From prestomusic.com you can buy a CD set "Edward Power Biggs plays Historic Organs of Europe". This will illustrate the point. Some of my favorite recordings were on LP, as follows.

Angel S-1-36914 (29050A) LCCCN 73-750312 "sounds of XVI century spain" has Paul Bernard playing music by Joan De Segovia on the organ of San Jaime, Calatayud. Tracks 1, 2, 5, 6, and 7 are very good music from the 1500's. They are very short. The longest is only two minutes and 25 seconds.

Columbia MS7109 "historic organs of spain/ E. Power Biggs" This one is in the CD collection. I especially like the three anonymous fabordones played on the emperor's organ at Toledo cathedral and Rafael Angles aria in D minor played on the organ at Segovia.

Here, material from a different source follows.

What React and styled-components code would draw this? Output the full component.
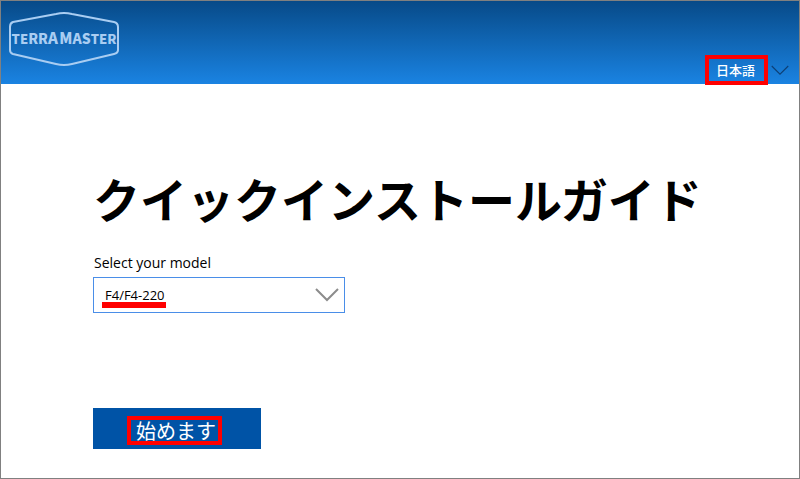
import React, { useState } from 'react';
import styled, { createGlobalStyle } from 'styled-components';

const GlobalStyle = createGlobalStyle`
  * {
    box-sizing: border-box;
  }
  body {
    margin: 0;
    background: #fff;
    color: #000;
    font-family: "Open Sans", "Noto Sans CJK JP", sans-serif;
  }
`;

// the letters grow towards the middle of the badge
const logoLetters = [
  { char: 'T', size: 13 },
  { char: 'E', size: 13 },
  { char: 'R', size: 14 },
  { char: 'R', size: 14 },
  { char: 'A', size: 15 },
  { char: ' ', size: 6 },
  { char: 'M', size: 15 },
  { char: 'A', size: 14 },
  { char: 'S', size: 14 },
  { char: 'T', size: 13 },
  { char: 'E', size: 13 },
  { char: 'R', size: 13 },
];

function Logo() {
  return (
    <LogoSvg viewBox="0 0 112 56" role="img" aria-label="TERRA MASTER">
      <path
        d="M5 11 L48 3 Q56 1 64 3 L106 11 Q110 12 110 16 V39 Q110 42 106 43 L64 53 Q56 55 48 53 L5 43 Q2 42 2 39 V16 Q2 12 5 11 Z"
        fill="none"
        stroke="#a9cdf2"
        strokeWidth="2"
      />
      <LogoText x="56" y="33" textAnchor="middle">
        {logoLetters.map(({ char, size }, i) => (
          <tspan key={i} fontSize={size}>
            {char}
          </tspan>
        ))}
      </LogoText>
    </LogoSvg>
  );
}

function Chevron({ className, strokeWidth = 2 }) {
  return (
    <svg className={className} viewBox="0 0 24 14" aria-hidden="true">
      <path d="M1 1 L12 12 L23 1" fill="none" stroke="currentColor" strokeWidth={strokeWidth} />
    </svg>
  );
}

function App() {
  const [language, setLanguage] = useState('ja');
  const [model, setModel] = useState('F4/F4-220');

  return (
    <Page>
      <GlobalStyle />
      <Header>
        <Logo />
        <LanguagePicker>
          <Highlight>
            <LanguageSelect
              aria-label="日本語"
              value={language}
              onChange={e => setLanguage(e.target.value)}
            >
              <option value="ja">日本語</option>
            </LanguageSelect>
          </Highlight>
          <LanguageChevron strokeWidth={1.5} />
        </LanguagePicker>
      </Header>
      <Main>
        <Title>クイックインストールガイド</Title>
        <Label htmlFor="model">Select your model</Label>
        <ModelField>
          <ModelSelect id="model" value={model} onChange={e => setModel(e.target.value)}>
            <option>F4/F4-220</option>
          </ModelSelect>
          <Underline />
          <ModelChevron />
        </ModelField>
        <StartButton type="button">
          <Highlight>始めます</Highlight>
        </StartButton>
      </Main>
    </Page>
  );
}

export default App;

const Page = styled.div`
  min-height: 100vh;
  border: 1px solid #808080;
`;

const Header = styled.header`
  display: flex;
  justify-content: space-between;
  height: 83px;
  padding: 10px 10px 0 7px;
  background: linear-gradient(#074a88, #1a83e2);
`;

const LogoSvg = styled.svg`
  width: 112px;
  height: 56px;
`;

const LogoText = styled.text`
  fill: #a9cdf2;
  font-family: "Noto Sans CJK JP", sans-serif;
  font-weight: 900;
`;

const LanguagePicker = styled.div`
  display: flex;
  align-self: flex-end;
  align-items: center;
  gap: 3px;
  margin-bottom: -1px;
`;

const Highlight = styled.span`
  display: inline-flex;
  align-items: center;
  border: 4px solid #f00;
`;

const LanguageSelect = styled.select`
  appearance: none;
  width: 55px;
  height: 22px;
  padding: 0 0 2px 7px;
  border: 0;
  background: transparent;
  color: #fff;
  font: 500 13px "Noto Sans CJK JP", sans-serif;
`;

const LanguageChevron = styled(Chevron)`
  width: 18px;
  height: 11px;
  color: #0d3f75;
`;

const Main = styled.main`
  display: flex;
  flex-direction: column;
  align-items: flex-start;
  padding: 79px 24px 28px 92px;
`;

const Title = styled.h1`
  margin: 0;
  font: 700 47px/70px "Noto Sans CJK JP", sans-serif;
`;

const Label = styled.label`
  margin-top: 18px;
  padding-left: 1px;
  font-size: 14px;
  line-height: 24px;
`;

const ModelField = styled.div`
  position: relative;
  width: 252px;
  max-width: 100%;
  margin-top: 2px;
`;

const ModelSelect = styled.select`
  appearance: none;
  display: block;
  width: 100%;
  height: 36px;
  padding: 0 40px 0 11px;
  border: 1px solid #4a8ee8;
  border-radius: 0;
  background: #fff;
  color: #000;
  font: 13px "Open Sans", sans-serif;
`;

const Underline = styled.span`
  position: absolute;
  left: 9px;
  bottom: 5px;
  width: 64px;
  height: 6px;
  background: #f00;
  pointer-events: none;
`;

const ModelChevron = styled(Chevron)`
  position: absolute;
  top: 11px;
  right: 6px;
  width: 24px;
  height: 14px;
  color: #8c8c8c;
  pointer-events: none;
`;

const StartButton = styled.button`
  display: flex;
  align-items: center;
  justify-content: center;
  width: 168px;
  height: 41px;
  margin-top: 95px;
  padding: 4px 5px 0 0;
  border: 0;
  background: #0053a6;
  color: #fff;
  font: 20px/21px "Noto Sans CJK JP", sans-serif;

  ${Highlight} {
    padding: 0 2px 0 5px;
  }
`;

The LP of Walther transcriptions of mentioned in an early paragraph in this article. First, Albinoni's concerto in F major, the allegro. Then Taglietti's concerto in B-flat major, the adagio. Played on the Silbermann organ in the cathedral of Freiberg Germany.

Columbia M2S 697, a set including MS 6555 and MS 6556. "the golden age of the organ". Bach choral prelude liebster jesu wir sind hier. Played on the Schnitger organ at grote kirk, St. Laurens. Vivaldi concerto in D-minor L'Estro armonico. I like the largo. Played on the Schnitger organ at Grote Kerk in Zwolle. Bach prelude and fugue in B-flat major No.8. played on the Schnitger organ in Ganderkesse. I like the fugue.